Considering we will be starting our withdrawal from Iraq with it in a “less-than-stable” condition, we’re moving from a war that, despite what the Republicans would have you believe, we did not win (unless you consider not getting forced out of the capitol city “winning”) and are now essentially moving right into Iraq 2.0. Even as we move our initial 17,000 troops into Afghanistan, Mullah Omar (the leader of the Taliban) has urged the unification of the 15,000 Afghan Taliban with the 15,000 Pakistani Taliban in order to coordinate their resistance. While our increase in troop size brings us to 54,000, the Taliban is already giving us a run for our money, and a unified force would be a disastrous development.
In light of this, Obama has seriously considered the most unlikely weapon of all: dialogue. We threw the full force of our military at the insurgents in Iraq and they not only held out, some would say they won. Now we’re throwing the not-quite-full force of our fatigued military at a new country that’s not at all happy to see us. It is because of this that Obama has considered trying to open a dialogue with the Taliban and al-Qaeda in an effort to at least foster a cease-fire, if not an end to hostilities. This would ideally be accomplished through intermediaries in the Afghan government because after all, when this is all over, they are the ones who must maintain security and the peace.

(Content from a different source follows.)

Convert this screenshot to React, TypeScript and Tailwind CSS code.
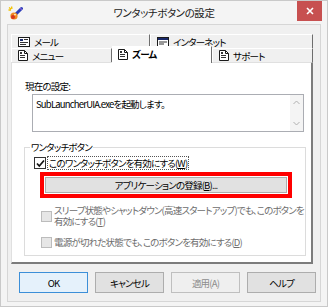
import React from 'react';

const AppIcon = () => (
  <svg width="15" height="15" viewBox="0 0 15 15">
    <path d="M1 1.5l2 1.5M3.5 0.5l0.5 2.5M0.5 4l2.5 0" stroke="#f2c200" strokeWidth="1.3" />
    <path d="M7.5 8.5L13.5 2.5" stroke="#2a3fb8" strokeWidth="3" strokeLinecap="round" />
    <path d="M12 2l2 2" stroke="#7a5cd6" strokeWidth="1.2" />
    <circle cx="6" cy="10" r="3.6" fill="#f08a22" />
    <circle cx="5" cy="11" r="2" fill="#d9361c" />
    <circle cx="7" cy="8.6" r="0.9" fill="#fff6d0" />
  </svg>
);

const DocIcon = () => (
  <svg width="10" height="11" viewBox="0 0 10 11" className="shrink-0">
    <path d="M0.5 0.5h6l3 3v7h-9z" fill="#fff" stroke="#1a1a1a" />
    <path d="M6.5 0.5v3h3" fill="none" stroke="#1a1a1a" />
    <path d="M2 5.5h5M2 7.5h5" stroke="#333" />
    <rect x="2" y="2" width="2" height="2" fill="#333" />
  </svg>
);

const CardIcon = ({ header }: { header?: boolean }) => (
  <svg width="12" height="10" viewBox="0 0 12 10" className="shrink-0">
    <rect x="0.5" y="0.5" width="11" height="9" fill="#fff" stroke="#1a1a1a" />
    {header ? (
      <>
        <rect x="1" y="1" width="10" height="2" fill="#1a2a6a" />
        <path d="M2 5h8M2 7h5" stroke="#333" />
      </>
    ) : (
      <>
        <rect x="2" y="2" width="3" height="2" fill="#1a2a6a" />
        <path d="M6 2.5h4M2 5.5h8M2 7.5h6" stroke="#333" />
      </>
    )}
  </svg>
);

const Check = () => (
  <svg width="9" height="9" viewBox="0 0 9 9">
    <path d="M1 4.5l2.3 2.5L8 1.5" fill="none" stroke="#111" strokeWidth="1.7" />
  </svg>
);

const Tab = ({ label, icon, w }: { label: string; icon: React.ReactNode; w: string }) => (
  <div
    className={`${w} h-full flex items-center gap-[4px] pl-[6px] bg-[#f0f0f0] border-t border-l border-white border-r border-r-[#6e6e6e]`}
  >
    {icon}
    <span>{label}</span>
  </div>
);

const Btn = ({
  label,
  primary,
  disabled,
}: {
  label: string;
  primary?: boolean;
  disabled?: boolean;
}) => (
  <div
    className={`w-[69px] h-[21px] flex items-center justify-center border ${
      primary ? 'border-[#3c8fd8] bg-[#e5f1fb]' : disabled ? 'border-[#bfbfbf] bg-[#efefef]' : 'border-[#adadad] bg-[#e1e1e1]'
    } ${disabled ? 'text-[#8d8d8d]' : 'text-black'}`}
  >
    {label}
  </div>
);

export default function App() {
  return (
    <div className="w-[328px] h-[307px] bg-[#f4f4f4] border border-[#c9c9c9] flex flex-col font-['Noto_Sans_CJK_JP',sans-serif] text-[9.5px] leading-[12px] tracking-[-0.8px] text-black [font-feature-settings:'palt']">
      {/* title bar */}
      <div className="relative h-[23px] flex items-center shrink-0">
        <div className="pl-[7px] pt-[1px]">
          <AppIcon />
        </div>
        <div className="absolute inset-x-0 top-[5px] text-center text-[10.5px] leading-[14px] tracking-[-0.4px] text-[#222]">
          ワンタッチボタンの設定
        </div>
        <div className="absolute right-[5px] top-0 w-[25px] h-[20px] bg-[#c75050] flex items-center justify-center">
          <svg width="8" height="8" viewBox="0 0 8 8">
            <path d="M1 1l6 6M7 1l-6 6" stroke="#fff" strokeWidth="1.6" />
          </svg>
        </div>
      </div>

      {/* client area */}
      <div className="mx-[6px] h-[278px] bg-[#f0f0f0] border border-[#d6d6d6] pt-[9px] pl-[3px] flex flex-col">
        {/* tabs row 1 */}
        <div className="flex h-[14px]">
          <Tab w="w-[139px]" label="メール" icon={<CardIcon />} />
          <Tab w="w-[163px]" label="インターネット" icon={<CardIcon header />} />
        </div>
        {/* tabs row 2 */}
        <div className="flex h-[14px] items-end">
          <Tab w="w-[101px]" label="メニュー" icon={<DocIcon />} />
          <div className="relative z-10 w-[100px] h-[17px] -mb-px flex items-center gap-[4px] pl-[5px] pb-[2px] bg-white border-t border-l border-white border-r border-r-[#6e6e6e] font-bold">
            <DocIcon />
            <span>ズーム</span>
          </div>
          <Tab w="w-[101px]" label="サポート" icon={<DocIcon />} />
        </div>

        {/* panel */}
        <div className="w-[302px] h-[202px] bg-white border-l border-t border-[#e0e0e0] border-r-2 border-b-2 border-r-[#7c7c7c] border-b-[#7c7c7c] pt-[17px] flex flex-col">
          <div className="ml-[13px]">現在の設定:</div>
          <div className="ml-[20px] mt-[2px] w-[272px] h-[38px] border border-[#abadb3] flex">
            <div className="flex-1 pl-[3px] pt-[3px]">SubLauncherUIA.exeを起動します。</div>
            <div className="w-[13px] h-full bg-[#f4f4f4] flex flex-col items-center justify-between py-[5px]">
              <svg width="7" height="5" viewBox="0 0 7 5">
                <path d="M0.5 4l3-3 3 3" fill="none" stroke="#b0b0b0" />
              </svg>
              <svg width="7" height="5" viewBox="0 0 7 5">
                <path d="M0.5 1l3 3 3-3" fill="none" stroke="#b0b0b0" />
              </svg>
            </div>
          </div>

          {/* group box */}
          <div className="ml-[12px] mt-[15px] w-[282px] h-[109px] border border-[#dcdcdc] flex flex-col">
            <div className="-mt-[7px] ml-[5px] px-[1px] bg-white w-fit">ワンタッチボタン</div>
            <div className="mt-[3px] ml-[9px] flex items-center gap-[1px]">
              <div className="w-[12px] h-[12px] border border-[#333] bg-white flex items-center justify-center">
                <Check />
              </div>
              <div className="border border-dotted border-[#555] px-[1px] h-[14px] flex items-center">
                このワンタッチボタンを有効にする(<span className="underline">W</span>)
              </div>
            </div>
            <div className="mt-[2px] ml-[15px] w-[252px] h-[26px] border-[4px] border-[#ff0000] p-[1px]">
              <div className="h-full border border-[#adadad] bg-[#e1e1e1] flex items-center justify-center">
                アプリケーションの登録(<span className="underline">B</span>)...
              </div>
            </div>
            <div className="mt-[7px] ml-[16px] flex items-center gap-[2px] text-[#6d6d6d]">
              <div className="w-[11px] h-[11px] border border-[#bcbcbc] bg-[#e6e6e6] shrink-0" />
              <div className="leading-[11px] whitespace-nowrap">
                スリープ状態やシャットダウン(高速スタートアップ)でも、このボタンを
                <br />
                有効にする(<span className="underline">T</span>)
              </div>
            </div>
            <div className="mt-[9px] ml-[16px] flex items-center gap-[2px] text-[#6d6d6d]">
              <div className="w-[11px] h-[11px] border border-[#bcbcbc] bg-[#e6e6e6] shrink-0" />
              <div>
                電源が切れた状態でも、このボタンを有効にする(<span className="underline">D</span>)
              </div>
            </div>
          </div>
        </div>

        {/* bottom buttons */}
        <div className="mt-[8px] ml-[8px] flex gap-[7px]">
          <Btn label="OK" primary />
          <Btn label="キャンセル" />
          <Btn label="適用(A)" disabled />
          <Btn label="ヘルプ" />
        </div>
      </div>
    </div>
  );
}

And that is the core of the problem. You can kill as many terrorists as you want, but you cannot kill an idea, especially one that glorifies dying for it. Our mistake in Iraq was believing that if we killed enough insurgents, everything would calm down. But this is not a war of numbers – it is a war of ideas. Even if we had somehow killed every insurgent in Iraq, if the citizenry of Iraq still hate us, we have not won that war. What needs to happen is a changing of ideas; if possible, to show the Arab world that we do not want to threaten their way of life.
Easier said than done, right? It is unlikely that we will change the minds of hard-liner Taliban and al-Qaeda, but they aren’t the ones we’re trying to reach. The key is the average citizen in the Middle East. The fact is, not everyone in the Arab world agrees with the tactics exercised by the terrorist groups, and would actually like to be able to walk out their door in the morning and not wonder if it is the last day they’ll see.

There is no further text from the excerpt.